**To be done**
Copy everything in the data below exactly except the pictures.

**Dataset section**
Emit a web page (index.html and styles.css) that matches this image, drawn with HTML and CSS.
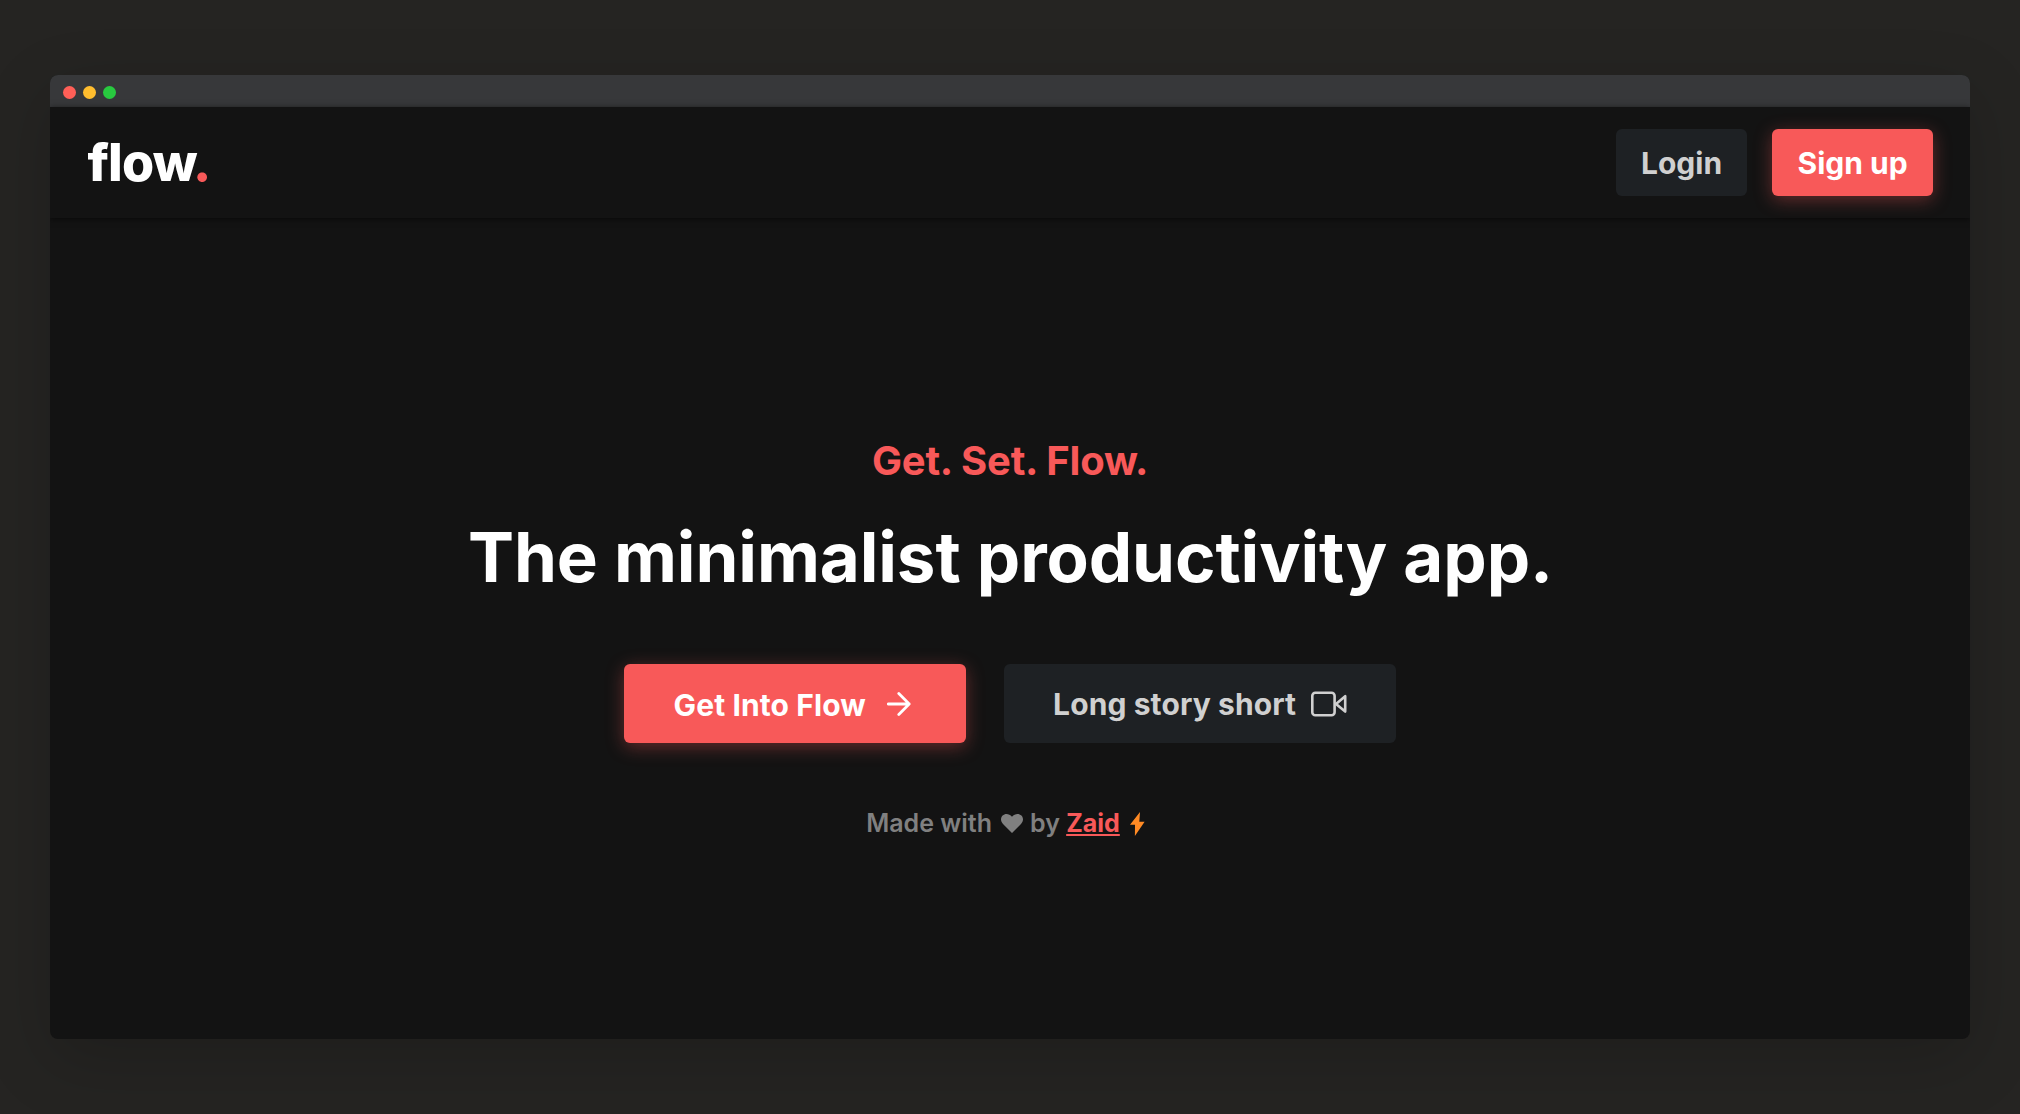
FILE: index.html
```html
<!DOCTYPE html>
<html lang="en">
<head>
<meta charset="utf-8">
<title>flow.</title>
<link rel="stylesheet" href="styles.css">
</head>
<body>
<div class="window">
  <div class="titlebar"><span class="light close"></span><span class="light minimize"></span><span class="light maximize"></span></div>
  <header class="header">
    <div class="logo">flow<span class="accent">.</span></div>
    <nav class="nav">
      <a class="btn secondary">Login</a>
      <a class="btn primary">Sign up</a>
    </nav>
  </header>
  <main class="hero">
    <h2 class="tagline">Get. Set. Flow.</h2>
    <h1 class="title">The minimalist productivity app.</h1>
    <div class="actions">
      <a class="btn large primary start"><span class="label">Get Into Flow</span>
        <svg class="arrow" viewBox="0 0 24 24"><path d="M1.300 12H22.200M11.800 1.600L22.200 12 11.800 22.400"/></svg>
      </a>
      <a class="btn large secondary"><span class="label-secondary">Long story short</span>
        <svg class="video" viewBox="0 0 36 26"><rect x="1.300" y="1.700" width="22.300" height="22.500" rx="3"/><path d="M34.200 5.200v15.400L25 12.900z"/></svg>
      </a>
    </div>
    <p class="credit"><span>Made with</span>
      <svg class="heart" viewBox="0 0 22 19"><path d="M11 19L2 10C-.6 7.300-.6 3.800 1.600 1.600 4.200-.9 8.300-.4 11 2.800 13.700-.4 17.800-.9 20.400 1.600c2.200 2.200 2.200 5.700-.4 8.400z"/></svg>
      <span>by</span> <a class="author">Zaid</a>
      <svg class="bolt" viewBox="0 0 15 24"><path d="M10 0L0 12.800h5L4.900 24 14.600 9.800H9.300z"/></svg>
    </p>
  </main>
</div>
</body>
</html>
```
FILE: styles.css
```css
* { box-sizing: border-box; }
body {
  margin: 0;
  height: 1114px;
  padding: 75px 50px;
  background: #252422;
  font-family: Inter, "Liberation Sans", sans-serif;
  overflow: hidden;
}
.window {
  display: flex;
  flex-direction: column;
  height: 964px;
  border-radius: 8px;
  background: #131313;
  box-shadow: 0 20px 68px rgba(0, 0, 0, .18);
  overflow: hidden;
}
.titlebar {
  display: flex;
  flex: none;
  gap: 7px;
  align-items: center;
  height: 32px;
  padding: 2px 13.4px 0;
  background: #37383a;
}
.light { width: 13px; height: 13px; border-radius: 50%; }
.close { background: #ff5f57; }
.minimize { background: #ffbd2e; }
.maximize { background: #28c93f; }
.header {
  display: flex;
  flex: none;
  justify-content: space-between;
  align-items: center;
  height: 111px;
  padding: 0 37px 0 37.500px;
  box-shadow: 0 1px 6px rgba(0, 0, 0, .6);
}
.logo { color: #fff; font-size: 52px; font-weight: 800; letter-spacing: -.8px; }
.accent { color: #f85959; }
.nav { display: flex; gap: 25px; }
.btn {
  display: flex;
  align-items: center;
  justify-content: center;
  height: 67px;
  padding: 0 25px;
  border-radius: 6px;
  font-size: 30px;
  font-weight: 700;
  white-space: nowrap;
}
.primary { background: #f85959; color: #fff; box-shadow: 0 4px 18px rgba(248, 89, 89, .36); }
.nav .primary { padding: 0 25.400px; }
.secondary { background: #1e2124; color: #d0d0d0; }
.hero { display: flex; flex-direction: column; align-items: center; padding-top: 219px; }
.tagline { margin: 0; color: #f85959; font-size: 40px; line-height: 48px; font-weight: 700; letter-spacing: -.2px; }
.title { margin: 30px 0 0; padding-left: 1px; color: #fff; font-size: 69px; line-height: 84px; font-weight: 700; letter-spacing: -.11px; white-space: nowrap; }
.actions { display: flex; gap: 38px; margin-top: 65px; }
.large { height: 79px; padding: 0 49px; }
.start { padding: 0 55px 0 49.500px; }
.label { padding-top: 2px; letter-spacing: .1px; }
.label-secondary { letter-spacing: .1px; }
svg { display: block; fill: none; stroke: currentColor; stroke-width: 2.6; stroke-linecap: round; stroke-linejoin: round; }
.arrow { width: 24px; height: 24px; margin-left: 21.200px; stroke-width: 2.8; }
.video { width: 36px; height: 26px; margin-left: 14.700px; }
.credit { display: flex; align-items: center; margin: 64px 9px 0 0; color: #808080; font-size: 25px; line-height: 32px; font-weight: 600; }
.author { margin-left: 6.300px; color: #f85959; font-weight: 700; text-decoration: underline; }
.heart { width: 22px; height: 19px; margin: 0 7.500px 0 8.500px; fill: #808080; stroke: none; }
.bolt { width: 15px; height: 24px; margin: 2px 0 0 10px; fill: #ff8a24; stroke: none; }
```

**The result**
Emit a web page (index.html and styles.css) that matches this image, drawn with HTML and CSS.
FILE: index.html
```html
<!DOCTYPE html>
<html lang="en">
<head>
<meta charset="utf-8">
<title>flow.</title>
<link rel="stylesheet" href="styles.css">
</head>
<body>
<div class="window">
  <div class="titlebar"><span class="light close"></span><span class="light minimize"></span><span class="light maximize"></span></div>
  <header class="header">
    <div class="logo">flow<span class="accent">.</span></div>
    <nav class="nav">
      <a class="btn secondary">Login</a>
      <a class="btn primary">Sign up</a>
    </nav>
  </header>
  <main class="hero">
    <h2 class="tagline">Get. Set. Flow.</h2>
    <h1 class="title">The minimalist productivity app.</h1>
    <div class="actions">
      <a class="btn large primary start"><span class="label">Get Into Flow</span>
        <svg class="arrow" viewBox="0 0 24 24"><path d="M1.300 12H22.200M11.800 1.600L22.200 12 11.800 22.400"/></svg>
      </a>
      <a class="btn large secondary"><span class="label-secondary">Long story short</span>
        <svg class="video" viewBox="0 0 36 26"><rect x="1.300" y="1.700" width="22.300" height="22.500" rx="3"/><path d="M34.200 5.200v15.400L25 12.900z"/></svg>
      </a>
    </div>
    <p class="credit"><span>Made with</span>
      <svg class="heart" viewBox="0 0 22 19"><path d="M11 19L2 10C-.6 7.300-.6 3.800 1.600 1.600 4.200-.9 8.300-.4 11 2.800 13.700-.4 17.800-.9 20.400 1.600c2.200 2.200 2.200 5.700-.4 8.400z"/></svg>
      <span>by</span> <a class="author">Zaid</a>
      <svg class="bolt" viewBox="0 0 15 24"><path d="M10 0L0 12.800h5L4.900 24 14.600 9.800H9.300z"/></svg>
    </p>
  </main>
</div>
</body>
</html>
```
FILE: styles.css
```css
* { box-sizing: border-box; }
body {
  margin: 0;
  height: 1114px;
  padding: 75px 50px;
  background: #252422;
  font-family: Inter, "Liberation Sans", sans-serif;
  overflow: hidden;
}
.window {
  display: flex;
  flex-direction: column;
  height: 964px;
  border-radius: 8px;
  background: #131313;
  box-shadow: 0 20px 68px rgba(0, 0, 0, .18);
  overflow: hidden;
}
.titlebar {
  display: flex;
  flex: none;
  gap: 7px;
  align-items: center;
  height: 32px;
  padding: 2px 13.4px 0;
  background: #37383a;
}
.light { width: 13px; height: 13px; border-radius: 50%; }
.close { background: #ff5f57; }
.minimize { background: #ffbd2e; }
.maximize { background: #28c93f; }
.header {
  display: flex;
  flex: none;
  justify-content: space-between;
  align-items: center;
  height: 111px;
  padding: 0 37px 0 37.500px;
  box-shadow: 0 1px 6px rgba(0, 0, 0, .6);
}
.logo { color: #fff; font-size: 52px; font-weight: 800; letter-spacing: -.8px; }
.accent { color: #f85959; }
.nav { display: flex; gap: 25px; }
.btn {
  display: flex;
  align-items: center;
  justify-content: center;
  height: 67px;
  padding: 0 25px;
  border-radius: 6px;
  font-size: 30px;
  font-weight: 700;
  white-space: nowrap;
}
.primary { background: #f85959; color: #fff; box-shadow: 0 4px 18px rgba(248, 89, 89, .36); }
.nav .primary { padding: 0 25.400px; }
.secondary { background: #1e2124; color: #d0d0d0; }
.hero { display: flex; flex-direction: column; align-items: center; padding-top: 219px; }
.tagline { margin: 0; color: #f85959; font-size: 40px; line-height: 48px; font-weight: 700; letter-spacing: -.2px; }
.title { margin: 30px 0 0; padding-left: 1px; color: #fff; font-size: 69px; line-height: 84px; font-weight: 700; letter-spacing: -.11px; white-space: nowrap; }
.actions { display: flex; gap: 38px; margin-top: 65px; }
.large { height: 79px; padding: 0 49px; }
.start { padding: 0 55px 0 49.500px; }
.label { padding-top: 2px; letter-spacing: .1px; }
.label-secondary { letter-spacing: .1px; }
svg { display: block; fill: none; stroke: currentColor; stroke-width: 2.6; stroke-linecap: round; stroke-linejoin: round; }
.arrow { width: 24px; height: 24px; margin-left: 21.200px; stroke-width: 2.8; }
.video { width: 36px; height: 26px; margin-left: 14.700px; }
.credit { display: flex; align-items: center; margin: 64px 9px 0 0; color: #808080; font-size: 25px; line-height: 32px; font-weight: 600; }
.author { margin-left: 6.300px; color: #f85959; font-weight: 700; text-decoration: underline; }
.heart { width: 22px; height: 19px; margin: 0 7.500px 0 8.500px; fill: #808080; stroke: none; }
.bolt { width: 15px; height: 24px; margin: 2px 0 0 10px; fill: #ff8a24; stroke: none; }
```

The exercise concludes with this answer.